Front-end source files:
________________________

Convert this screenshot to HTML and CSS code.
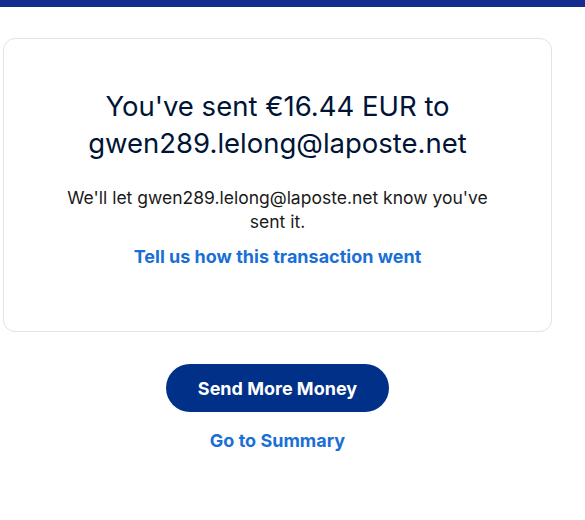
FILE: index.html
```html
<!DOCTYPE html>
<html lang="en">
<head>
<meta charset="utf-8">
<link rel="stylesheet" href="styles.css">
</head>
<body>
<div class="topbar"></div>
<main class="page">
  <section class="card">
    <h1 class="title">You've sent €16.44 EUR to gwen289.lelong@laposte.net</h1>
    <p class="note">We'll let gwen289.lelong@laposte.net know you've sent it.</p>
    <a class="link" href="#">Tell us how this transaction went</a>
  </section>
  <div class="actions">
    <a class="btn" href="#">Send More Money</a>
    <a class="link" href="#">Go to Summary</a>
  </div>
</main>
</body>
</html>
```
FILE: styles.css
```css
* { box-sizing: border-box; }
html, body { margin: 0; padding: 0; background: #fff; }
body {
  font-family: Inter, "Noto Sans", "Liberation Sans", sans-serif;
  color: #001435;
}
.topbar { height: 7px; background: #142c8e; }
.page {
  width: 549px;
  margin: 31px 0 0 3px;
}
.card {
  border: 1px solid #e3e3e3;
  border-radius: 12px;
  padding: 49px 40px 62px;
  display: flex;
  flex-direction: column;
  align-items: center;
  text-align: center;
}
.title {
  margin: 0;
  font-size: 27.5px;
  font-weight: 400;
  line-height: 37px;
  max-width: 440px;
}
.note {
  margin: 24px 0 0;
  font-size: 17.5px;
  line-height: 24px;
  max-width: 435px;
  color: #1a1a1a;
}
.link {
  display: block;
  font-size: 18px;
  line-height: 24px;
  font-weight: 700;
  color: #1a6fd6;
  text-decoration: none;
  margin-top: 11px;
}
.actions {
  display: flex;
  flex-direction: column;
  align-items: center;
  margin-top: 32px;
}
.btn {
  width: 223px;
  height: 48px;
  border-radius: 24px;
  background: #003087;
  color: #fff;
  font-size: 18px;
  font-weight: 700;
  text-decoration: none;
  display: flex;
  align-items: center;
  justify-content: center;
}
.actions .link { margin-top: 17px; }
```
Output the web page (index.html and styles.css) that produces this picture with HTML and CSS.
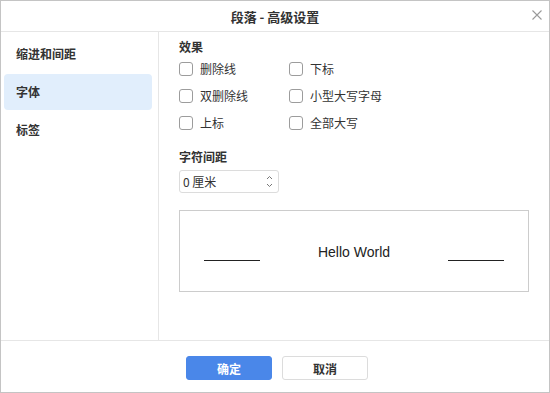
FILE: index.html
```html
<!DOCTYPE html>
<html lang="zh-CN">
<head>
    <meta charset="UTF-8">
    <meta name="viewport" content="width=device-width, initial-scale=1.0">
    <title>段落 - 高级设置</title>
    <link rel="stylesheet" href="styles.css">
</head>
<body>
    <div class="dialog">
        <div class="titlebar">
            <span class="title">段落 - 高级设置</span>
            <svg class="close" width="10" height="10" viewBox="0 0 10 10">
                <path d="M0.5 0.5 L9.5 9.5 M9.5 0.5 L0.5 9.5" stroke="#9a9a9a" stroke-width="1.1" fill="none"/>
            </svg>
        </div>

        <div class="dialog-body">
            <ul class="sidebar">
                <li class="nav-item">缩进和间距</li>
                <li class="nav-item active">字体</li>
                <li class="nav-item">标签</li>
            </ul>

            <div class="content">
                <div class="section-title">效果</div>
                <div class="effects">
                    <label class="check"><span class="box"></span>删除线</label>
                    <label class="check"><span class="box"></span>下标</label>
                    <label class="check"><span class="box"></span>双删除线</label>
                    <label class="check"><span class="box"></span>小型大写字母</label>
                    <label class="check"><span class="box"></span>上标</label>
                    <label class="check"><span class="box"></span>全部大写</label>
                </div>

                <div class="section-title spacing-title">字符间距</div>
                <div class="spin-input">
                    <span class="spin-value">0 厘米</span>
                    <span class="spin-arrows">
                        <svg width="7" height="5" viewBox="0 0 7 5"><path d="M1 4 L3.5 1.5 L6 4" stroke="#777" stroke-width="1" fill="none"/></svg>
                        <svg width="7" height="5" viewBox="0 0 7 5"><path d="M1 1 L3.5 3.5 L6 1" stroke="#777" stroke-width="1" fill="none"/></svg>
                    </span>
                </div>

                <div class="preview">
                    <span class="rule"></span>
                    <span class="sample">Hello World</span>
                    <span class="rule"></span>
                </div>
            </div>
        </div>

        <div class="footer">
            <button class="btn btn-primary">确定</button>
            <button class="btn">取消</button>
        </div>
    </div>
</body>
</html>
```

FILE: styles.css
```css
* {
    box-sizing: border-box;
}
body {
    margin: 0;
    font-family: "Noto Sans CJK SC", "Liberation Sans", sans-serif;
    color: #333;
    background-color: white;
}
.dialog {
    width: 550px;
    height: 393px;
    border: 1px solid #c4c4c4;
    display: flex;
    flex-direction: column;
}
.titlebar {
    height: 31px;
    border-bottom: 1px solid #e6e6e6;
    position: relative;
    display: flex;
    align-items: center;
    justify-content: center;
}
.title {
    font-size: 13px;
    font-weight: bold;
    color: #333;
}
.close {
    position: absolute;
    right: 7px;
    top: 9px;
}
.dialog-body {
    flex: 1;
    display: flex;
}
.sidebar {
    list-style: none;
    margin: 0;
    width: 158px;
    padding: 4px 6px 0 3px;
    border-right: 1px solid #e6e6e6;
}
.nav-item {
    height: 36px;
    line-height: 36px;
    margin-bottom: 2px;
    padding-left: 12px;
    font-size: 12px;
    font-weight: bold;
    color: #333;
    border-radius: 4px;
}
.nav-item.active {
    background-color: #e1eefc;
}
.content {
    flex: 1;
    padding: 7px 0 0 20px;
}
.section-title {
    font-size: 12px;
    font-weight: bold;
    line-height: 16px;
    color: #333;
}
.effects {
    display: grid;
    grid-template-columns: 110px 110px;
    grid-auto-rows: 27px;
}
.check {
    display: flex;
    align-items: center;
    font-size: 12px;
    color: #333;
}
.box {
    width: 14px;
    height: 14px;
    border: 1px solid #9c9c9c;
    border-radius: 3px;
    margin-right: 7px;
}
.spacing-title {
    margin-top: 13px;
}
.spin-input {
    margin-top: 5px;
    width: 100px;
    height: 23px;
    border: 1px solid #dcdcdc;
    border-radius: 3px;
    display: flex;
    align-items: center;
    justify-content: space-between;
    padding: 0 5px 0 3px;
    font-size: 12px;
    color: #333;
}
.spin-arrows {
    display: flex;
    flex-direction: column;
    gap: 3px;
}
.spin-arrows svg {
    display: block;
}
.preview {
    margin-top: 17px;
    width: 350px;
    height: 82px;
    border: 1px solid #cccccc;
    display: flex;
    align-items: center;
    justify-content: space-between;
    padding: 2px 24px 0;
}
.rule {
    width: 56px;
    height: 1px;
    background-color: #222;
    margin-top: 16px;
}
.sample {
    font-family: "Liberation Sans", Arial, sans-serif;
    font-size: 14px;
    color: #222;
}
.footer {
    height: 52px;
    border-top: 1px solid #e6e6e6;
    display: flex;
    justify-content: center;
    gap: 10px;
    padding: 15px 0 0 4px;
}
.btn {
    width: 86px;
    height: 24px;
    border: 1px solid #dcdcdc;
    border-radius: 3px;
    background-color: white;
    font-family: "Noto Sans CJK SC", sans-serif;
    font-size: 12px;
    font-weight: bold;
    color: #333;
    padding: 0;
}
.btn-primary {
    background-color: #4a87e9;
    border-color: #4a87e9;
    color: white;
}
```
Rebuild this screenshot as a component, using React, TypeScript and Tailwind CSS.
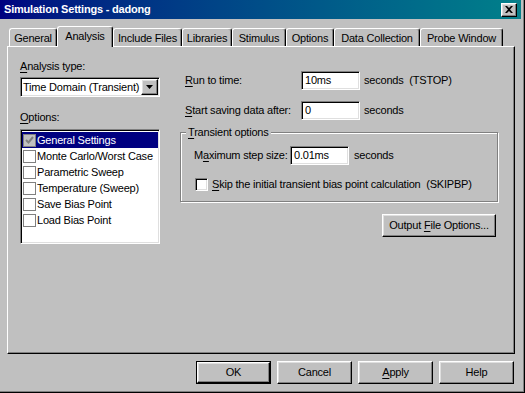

________________________

**What to do**
Pick out each line containing the string "this" and copy it.

**Full solution**
Convert this screenshot to HTML and CSS code.
    <a class="link" href="#">Tell us how this transaction went</a>
Output the web page (index.html and styles.css) that produces this picture with HTML and CSS.
Rebuild this screenshot as a component, using React, TypeScript and Tailwind CSS.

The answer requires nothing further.